Veteran pianist takes reinsBy THEO JEAN KENYON of the Journal Star
Posted Sep 27, 2008 @ 10:11 PM
PEORIA — Name a musical, any musical that's been performed in the Peoria area, and chances are you've heard Mel White at the piano or seen him on stage.
When White sits down at the piano for the Caterpillar Employees Mixed Chorus production of "The Music Man," opening Thursday at East Peoria Community High School, it will be his 157th show.
And he'll also be conducting the eight-piece orchestra.
Most of his shows have been performed in Peoria with Peoria Players and Corn Stock Theatre, but he's also performed as accompanist, director or actor in shows at Conklin's Barn II Dinner Theatre in Goodfield, the former playhouse in Farmington, at Bradley University and even one gig of 2 1/2 months in Venice, Fla.
Some of his favorite shows, he says, have been "My Fair Lady," "The King and I" and "G.I. Jukebox," a USO-style show performed earlier this year at Conklin's.
"It was all that music from World War II, about 90 percent music and 10 percent dialogue," White says of "G.I. Jukebox."
The Caterpillar Employees Mixed Chorus called him this spring to take over as accompanist and orchestra director for "The Music Man."
White previously had accompanied the mixed chorus shows for 26 years while working in the accounting department at Caterpillar Inc. until retiring after "32-plus" years.
He still thinks the chorus is a remarkable idea.
"They take everybody, and for a lot of people it may be their only chance to make it on stage," he says. "We've had a blind person in the show, and it took extra people to guide him on stage."

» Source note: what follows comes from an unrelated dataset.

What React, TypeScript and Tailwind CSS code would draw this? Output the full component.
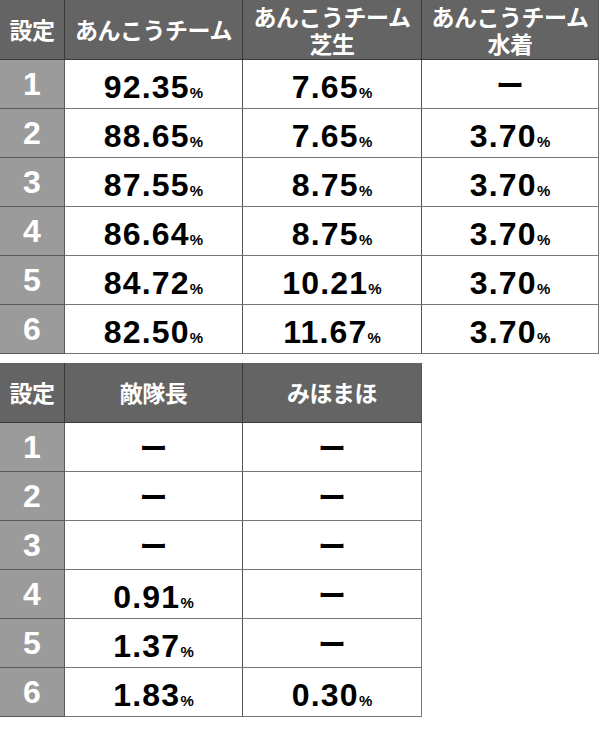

This year the show suffered a plague of summer colds during rehearsals, and White himself caught one from others in the cast.
But he showed up anyway.
"I've never missed a rehearsal," he insisted to music director Helen Ferguson.
"At 84, he makes us all look bad," says Ferguson whose husband, Alan Ferguson, is making his directorial debut with "The Music Man."
"I'm not a classical or technical player," says White. "I studied in grade school, where we had those cardboard keys, and I had a year and a half of private lessons."
"But my grandmother and the grandmother of Betty Merkel were in the same set, and when my grandmother heard that Betty had been enrolled in a dancing class, my grandmother enrolled me, too," he recalls of his early introduction to music and dance.
Merkel, who died in 2003, grew up to become a well-known local dance instructor and choreographer who owned and operated the Betty Merkel Ford Dance Studio in Peoria for more than 40 years.
White says of that early class he took with Merkel: "I do know dancing."
Although White graduated in accounting at Bradley University and made that his career, he has been playing and performing ever since on one stage or another.
White says "The Music Man" has "a wonderful score." He dug out the one he used when the Caterpillar chorus first produced it several years ago and found the new one has more pages and some changes, but noted that Willson's memorable songs are still in the same key.
Now in his 80s, White admits his back gives him some trouble when walking or standing.
"But sitting is no problem," he says, and he'll be sitting at the piano starting Thursday.